Company Types and Formation

Turkish commercial law offers several company forms. The choice has decisive consequences for liability, capital requirements, and taxation.

  • The limited liability company (LLC) is the most common form; shareholders' liability is limited to their capital commitment
  • A joint-stock company requires a minimum capital of TRY 50,000 and may issue shares
  • An ordinary partnership requires no registration but partners are jointly and unlimitedly liable
  • Formation documents must be notarised and then registered with the Trade Registry
  • Choosing the wrong form can create heavy financial and administrative burdens later

Before forming a company, analyse the business purpose, ownership structure, and tax strategy to select the most suitable form.

Liability in Commercial Contracts

Contracts between merchants are governed by the Turkish Commercial Code in addition to general obligations law. Limiting or excluding liability requires careful attention.

  • Merchants owe each other a standard of commercial care
  • Penalty clauses may be freely agreed but the court can reduce them
  • Commercial instruments (cheques, promissory notes) can be enforced without equitable considerations
  • Agency and distributorship agreements involve specific rules on non-competition and termination compensation
  • Mediation is now a mandatory pre-condition before bringing a commercial claim

Clear and unambiguous contract terms are the strongest protection in any future dispute.

Withdrawal and Expulsion of Partners

The exit of a partner from a company — whether voluntary or forced — generates important legal consequences. Managing this process correctly protects the company's continuity.

  • In an LLC a partner may seek court-ordered withdrawal on just cause
  • Serious just cause entitles the other partners to seek expulsion through the court
  • The departing partner's share is valued by an expert
  • Exit provisions and a baseline valuation mechanism can be agreed in advance in the articles
  • Competing with the company may constitute just cause for expulsion

In partnership disputes, documented minutes of shareholders' meetings and the articles of association directly shape the outcome.

Bankruptcy and Concordat

Two main mechanisms exist for merchants in financial difficulty: bankruptcy and concordat. Their conditions, consequences, and effects differ significantly.

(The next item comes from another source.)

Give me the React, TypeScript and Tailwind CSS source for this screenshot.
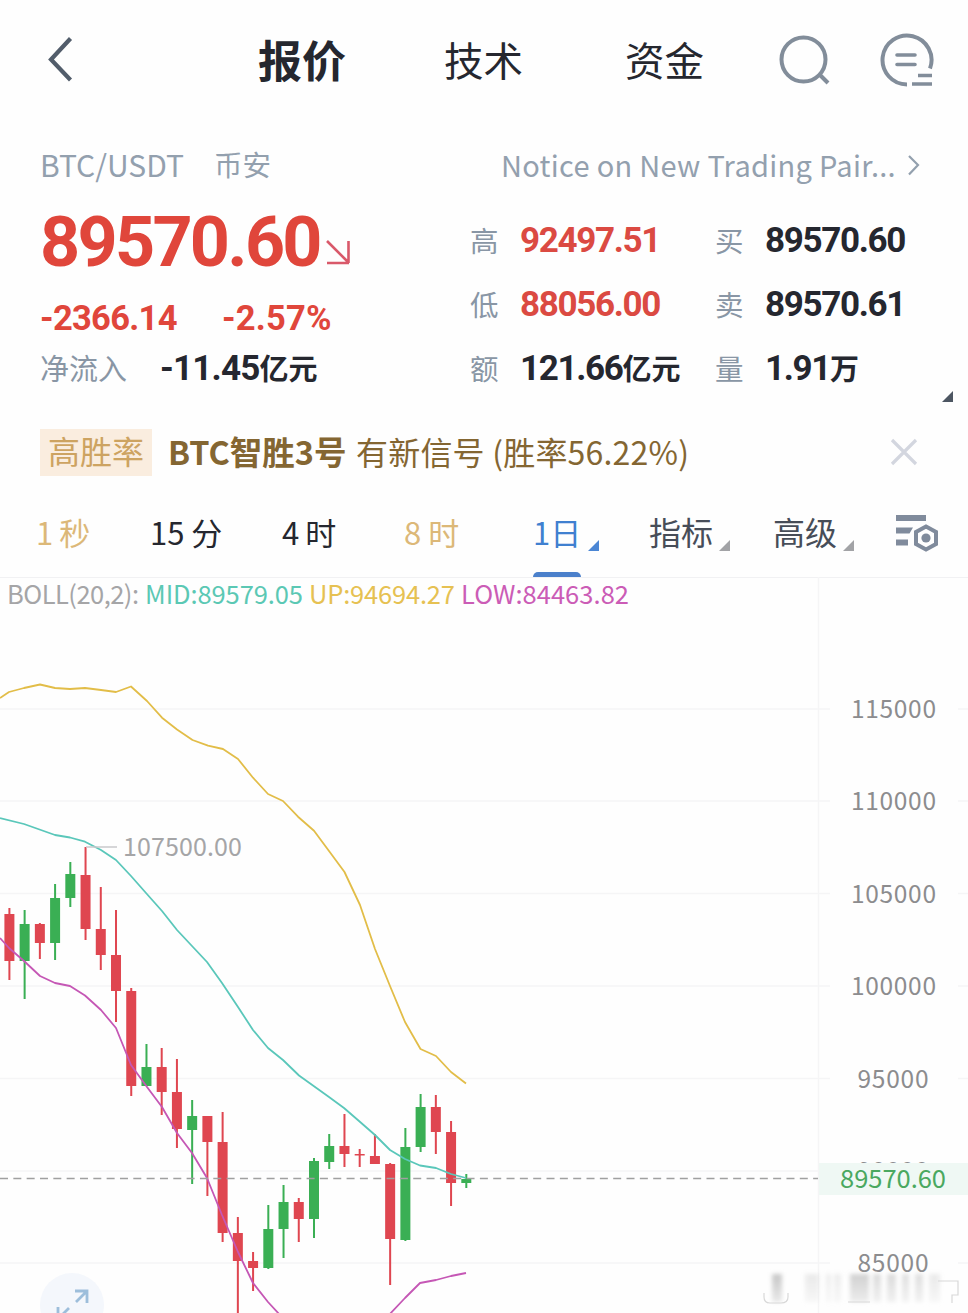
import { clsx } from 'clsx'

type Candle = {
  up: boolean
  high: number
  top: number
  bottom: number
  low: number
}

const c = (side: 'g' | 'r', high: number, top: number, bottom: number, low: number): Candle => ({
  up: side === 'g',
  high,
  top,
  bottom,
  low,
})

// vertical positions inside the chart, left to right
const CANDLES: Candle[] = [
  c('r', 331, 337, 384, 403),
  c('g', 333, 347, 384, 422),
  c('r', 346, 347, 366, 382),
  c('g', 307, 321, 366, 383),
  c('g', 285, 297, 321, 330),
  c('r', 270, 298, 352, 363),
  c('r', 310, 352, 378, 393),
  c('r', 333, 378, 414, 445),
  c('r', 411, 414, 509, 519),
  c('g', 467, 490, 509, 509),
  c('r', 471, 490, 515, 538),
  c('r', 482, 515, 552, 571),
  c('g', 523, 539, 553, 607),
  c('r', 539, 539, 565, 619),
  c('r', 535, 565, 656, 665),
  c('r', 640, 656, 684, 740),
  c('r', 675, 684, 691, 714),
  c('g', 628, 652, 691, 692),
  c('g', 608, 625, 652, 681),
  c('r', 621, 625, 642, 665),
  c('g', 581, 584, 642, 661),
  c('g', 557, 569, 585, 592),
  c('r', 537, 569, 577, 590),
  c('r', 572, 577, 578.5, 590),
  c('r', 557, 579, 587, 587),
  c('r', 586, 587, 662, 708),
  c('g', 551, 570, 663, 664),
  c('g', 517, 530, 570, 575),
  c('r', 518, 530, 555, 577),
  c('r', 544, 555, 606, 629),
  c('g', 597, 602, 606, 611),
]

const UP_LINE =
  '0,121 9,115 24,111 40,107.5 55,111 70,112 85,111 101,113 116,115 131,109.5 147,124 162,140.7 177,152.5 192.5,163 208,168.7 223,172 238,182 253,200.7 268,217 283,224 298,239.7 314,253.7 329,274 344.5,295 360,328 375,372 390,409 405,445 420.5,472 436,479 451,495 466,506.5'

const MID_LINE =
  '0,241 24,247 55,258 70,260.5 85,264.7 101,273 116,283 131,299 146,316 162,334 177,353 207,385 222,406 238,430 253,453 268,471 283,483 299,498.5 329,520 344,531 359,544 375,558 390,573 405,582 420,588.5 436,591 451,597 466,601'

const LOW_LINE_LEFT =
  '0,361 9,371 24,384 40,399 55,406 70,409 85,418.5 101,433 116,451 131,488 147,510 162,530 177,556 192,576 207,601 222,638 238,675 253,706 268,725 280,738'

const LOW_LINE_RIGHT = '388,739 405,721 420,706 436,703 451,699 466,696'

const PRICE_TICKS = [
  { label: '115000', y: 132 },
  { label: '110000', y: 224 },
  { label: '105000', y: 316.5 },
  { label: '100000', y: 409 },
  { label: '95000', y: 501.5 },
  { label: '90000', y: 594 },
  { label: '85000', y: 686 },
]

function Header() {
  return (
    <header className="flex h-[120px] items-center text-[#25272f]">
      <svg className="ml-[46px] h-12 w-[30px]" viewBox="0 0 30 48" fill="none" stroke="#525d6b" strokeWidth="4.2">
        <path d="M24.5 2.5 5 23.5 24.5 44" />
      </svg>
      <nav className="-mt-[3px] ml-[182px] flex items-center whitespace-nowrap text-[39.500px]">
        <span className="w-[186px] text-[44px] font-bold">报价</span>
        <span className="w-[181px]">技术</span>
        <span className="w-[153px]">资金</span>
      </nav>
      <svg className="h-[54px] w-[54px]" viewBox="0 0 54 54" fill="none" stroke="#828d9a" strokeWidth="4">
        <circle cx="25.5" cy="26.500" r="22" />
        <path d="m41 41 9 9" />
      </svg>
      <svg className="ml-[47px] h-[56px] w-[56px]" viewBox="0 0 56 56" fill="none" stroke="#828d9a" strokeWidth="4">
        <path d="M28 52.500a24.500 24.500 0 1 1 23-16" />
        <path d="M18 23h18M18 32.500h18" strokeLinecap="round" strokeWidth="3.6" />
        <path d="M39 43.500h14M33 52h20" strokeWidth="3.600" />
      </svg>
    </header>
  )
}

function Stat({ label, value, unit, red }: { label: string; value: string; unit?: string; red?: boolean }) {
  return (
    <div className="flex h-16 items-center whitespace-nowrap">
      <span className="w-[50px] text-[28.500px] text-[#8996a5]">{label}</span>
      <span
        className={clsx(
          'mt-[3px] font-[Roboto] text-[35px] font-bold tracking-[-1.350px]',
          red ? 'text-[#db4a42]' : 'text-[#25272f]',
        )}
      >
        {value}
      </span>
      {unit && <span className="text-[29px] font-bold text-[#25272f]">{unit}</span>}
    </div>
  )
}

function Quote() {
  return (
    <section className="h-[300px]">
      <div className="mb-[3px] flex h-[89px] items-center whitespace-nowrap text-[28.500px] text-[#93a0ae]">
        <span className="ml-10 w-[174px] text-[30px]">BTC/USDT</span>
        <span className="w-[287px]">币安</span>
        <span className="w-[400px] text-[29px] tracking-[0.300px]">Notice on New Trading Pair...</span>
        <svg className="h-6 w-5" viewBox="0 0 20 24" fill="none" stroke="#93a0ae" strokeWidth="2.200">
          <path d="m8 3 9 9-9 9.500" />
        </svg>
      </div>

      <div className="flex">
        <div className="ml-10 w-[430px] whitespace-nowrap text-[#e0463b]">
          <div className="flex h-[60px] items-center">
            <span className="w-[284px] font-[Roboto] text-[70px] leading-[60px] font-bold tracking-[-2.700px]">89570.60</span>
            <svg className="mt-5 h-7 w-7" viewBox="0 0 28 28" fill="none" stroke="#d9596a" strokeWidth="2.600">
              <path d="m3 3 21 21M24.500 3v22M3 25h22" />
            </svg>
          </div>
          <div className="mt-[23px] flex h-[48px] items-center font-[Roboto] text-[34.500px] font-bold">
            <span className="w-[182px] tracking-[-0.700px]">-2366.14</span>
            <span className="tracking-[0.200px]">-2.57%</span>
          </div>
          <div className="flex h-[50px] items-center text-[#25272f]">
            <span className="w-[120px] text-[29px] text-[#8996a5]">净流入</span>
            <span className="mt-[3px] font-[Roboto] text-[35px] font-bold tracking-[-0.800px]">-11.45</span>
            <span className="text-[29px] font-bold">亿元</span>
          </div>
        </div>

        <div className="-mt-1 grid grid-cols-[245px_230px] content-start">
          <Stat label="高" value="92497.51" red />
          <Stat label="买" value="89570.60" />
          <Stat label="低" value="88056.00" red />
          <Stat label="卖" value="89570.61" />
          <Stat label="额" value="121.66" unit="亿元" />
          <Stat label="量" value="1.91" unit="万" />
        </div>
      </div>
      <svg className="-mt-[9px] ml-[942px] h-[11px] w-[11px]" viewBox="0 0 11 11" fill="#4d5662">
        <path d="M11 0v11H0z" />
      </svg>
    </section>
  )
}

function SignalBanner() {
  return (
    <div className="flex h-[64px] items-center whitespace-nowrap text-[#846632]">
      <span className="ml-10 flex h-[47px] w-[112px] items-center justify-center bg-[#faeddf] pb-1 text-[32px] text-[#cda361]">
        高胜率
      </span>
      <span className="-mt-px ml-4 w-[188px] text-[32.500px] font-bold">BTC智胜3号</span>
      <span className="-mt-[3px] w-[534px] text-[32px] tracking-[0.200px]">有新信号 (胜率56.22%)</span>
      <svg className="h-7 w-7" viewBox="0 0 28 28" stroke="#d3d6df" strokeWidth="3.200">
        <path d="m2 2 24 24M26 2 2 26" />
      </svg>
    </div>
  )
}

function Corner({ className }: { className: string }) {
  return (
    <svg className={clsx('mt-[25px] h-[11px] w-[11px]', className)} viewBox="0 0 11 11" fill="currentColor">
      <path d="M11 0v11H0z" />
    </svg>
  )
}

function IntervalTabs() {
  return (
    <div className="flex h-[94px] items-center border-b border-[#f1f1f3] pt-1 whitespace-nowrap text-[31px] text-[#25272f]">
      <span className="ml-9 w-[114px] tracking-[-0.500px] text-[#dcb878]">1 秒</span>
      <span className="w-[132px]">15 分</span>
      <span className="w-[122px] tracking-[-0.500px]">4 时</span>
      <span className="w-[129px] text-[#dcb878]">8 时</span>
      <div className="relative flex h-full w-[116px] items-center text-[#4080d0]">
        <span className="w-[55px]">1日</span>
        <Corner className="text-[#4b86d4]" />
        <span className="absolute bottom-0 left-0 h-[5px] w-12 rounded-t-[5px] bg-[#4b80cb]" />
      </div>
      <div className="flex w-[124px] items-center text-[#474d58]">
        <span className="-mt-[3px] w-[70px] text-[32px]">指标</span>
        <Corner className="text-[#a2a3a6]" />
      </div>
      <div className="flex w-[122px] items-center text-[#474d58]">
        <span className="-mt-[3px] w-[70px] text-[32px]">高级</span>
        <Corner className="text-[#a2a3a6]" />
      </div>
      <svg className="h-[38px] w-[44px]" viewBox="0 0 44 38" fill="#808b9c">
        <path d="M1 1h30v6H1zM1 13.500h17l-3.500 6H1zM1 25.500h12v6H1z" />
        <path d="M31 12.500 41 18v12l-10 5.500L21 30V18z" fill="white" stroke="#808b9c" strokeWidth="4" />
        <circle cx="31" cy="24" r="4.600" />
      </svg>
    </div>
  )
}

function Watermark() {
  const bars = [
    { x: 772, w: 10, o: 0.8 },
    { x: 805, w: 14, o: 0.3 },
    { x: 826, w: 5, o: 0.25 },
    { x: 834, w: 7, o: 0.25 },
    { x: 850, w: 19, o: 0.65 },
    { x: 873, w: 8, o: 0.5 },
    { x: 887, w: 9, o: 0.5 },
    { x: 902, w: 7, o: 0.45 },
    { x: 915, w: 8, o: 0.45 },
    { x: 929, w: 11, o: 0.3 },
  ]
  return (
    <g>
      <g filter="url(#soft)">
        {bars.map((b) => (
          <rect key={b.x} x={b.x} y="697" width={b.w} height="28" fill="url(#smear)" opacity={b.o} />
        ))}
      </g>
      <path
        d="M764 716v4q0 6 6 6h11q7 0 7-6v-4M848 725h22M938 704h20v14h-6v8"
        fill="none"
        stroke="#d8d8d8"
        strokeWidth="1.200"
      />
    </g>
  )
}

function Chart() {
  return (
    <svg
      className="block h-[735px] w-full overflow-visible font-['Noto_Sans_CJK_SC',sans-serif]"
      viewBox="0 1 968 735"
      fill="none"
    >
      <defs>
        <linearGradient id="smear" x1="0" y1="0" x2="0" y2="1">
          <stop offset="0" stopColor="#b8b8b8" />
          <stop offset="1" stopColor="#e4e4e4" />
        </linearGradient>
        <filter id="soft" x="-5%" y="-20%" width="110%" height="140%">
          <feGaussianBlur stdDeviation="2" />
        </filter>
      </defs>

      {/* grid */}
      <g stroke="#f5f5f6" strokeWidth="1.500">
        <path d="M818.500 0v736" />
        {PRICE_TICKS.map((t) => (
          <path key={t.label} d={`M0 ${t.y}H830M958 ${t.y}h10`} />
        ))}
      </g>

      <g fontSize="25.500">
        <text x="7" y="27" textLength="132" fill="#a5a5a7">BOLL(20,2):</text>
        <text x="145" y="27" textLength="158" fill="#5bc8b4">MID:89579.05</text>
        <text x="309" y="27" textLength="146" fill="#e6c152">UP:94694.27</text>
        <text x="461" y="27" textLength="168" fill="#cb5cb6">LOW:84463.82</text>
      </g>

      <g fill="#8c8c8e" fontSize="24.500">
        {PRICE_TICKS.map((t) => (
          <text
            key={t.label}
            x={t.label.length === 6 ? 851 : 857.5}
            y={t.y + 9}
            textLength={t.label.length === 6 ? 85 : 71}
          >
            {t.label}
          </text>
        ))}
      </g>

      {CANDLES.map((k, i) => {
        const x = 9.4 + i * 15.23
        const color = k.up ? '#3aaf54' : '#df4650'
        return (
          <g key={i} fill={color}>
            <rect x={x - 1} y={k.high} width="2" height={k.low - k.high} />
            <rect x={x - 5} y={k.top} width="10" height={k.bottom - k.top} />
          </g>
        )
      })}

      <g strokeWidth="1.800" strokeLinejoin="round">
        <polyline points={UP_LINE} stroke="#e2bd48" />
        <polyline points={MID_LINE} stroke="#5ac7ba" />
        <polyline points={LOW_LINE_LEFT} stroke="#c557b5" />
        <polyline points={LOW_LINE_RIGHT} stroke="#c557b5" />
      </g>

      <path d="M86 270h31" stroke="#c9c9cb" strokeWidth="1.500" />
      <text x="123" y="279" fontSize="25" textLength="119" fill="#a5a5a7">107500.00</text>

      {/* last price */}
      <path d="M0 601.500h818" stroke="#a0a0a0" strokeWidth="1.600" strokeDasharray="8 5.330" />
      <rect x="819" y="586" width="149" height="32" fill="#eff8f4" />
      <text x="840" y="611" fontSize="25.500" textLength="106" fill="#4aa860">89570.60</text>

      <Watermark />

      {/* expand button */}
      <circle cx="72" cy="728" r="32" fill="#f4f7fc" />
      <path d="M75 714h12v12M87 714 76 725M58 730v12M69 731 58 742" stroke="#9dbedb" strokeWidth="2.800" />
    </svg>
  )
}

export default function App() {
  return (
    <main className="h-[1313px] w-[968px] overflow-hidden bg-[#fefefe] font-['Noto_Sans_CJK_SC',sans-serif]">
      <Header />
      <Quote />
      <SignalBanner />
      <IntervalTabs />
      <Chart />
    </main>
  )
}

  • A bankruptcy order places all of the debtor's assets in the bankruptcy estate
  • A concordat allows the debtor to restructure debts by agreement with creditors
  • A concordat application requires comprehensive preliminary examination documents
  • Suspension of bankruptcy has been abolished; concordat has taken its place
  • Creditor ranking and attachment prohibitions follow separate rules in bankruptcy

For companies under financial pressure, early legal and financial assessment is vital to identifying the best course of action.

Trade Name and Trade Mark

A trade name and a trade mark are distinct legal concepts. Both distinguish a business from competitors, but the scope of protection and registration procedures differ.

  • A trade name is protected by registration with the Trade Registry; a trade mark requires a TurkPatent application
  • Using an unregistered mark offers no protection and creates risks
  • Non-use of a mark for five years may lead to cancellation
  • Similarity of name or mark can give rise to an unfair competition claim
  • Geographical indication registration offers additional protection for local products

Registering your trade name and mark early substantially reduces the risk of future unfair competition disputes.

These articles are for general informational purposes only and do not constitute legal advice. Specific disputes should always be evaluated on the facts of the individual file.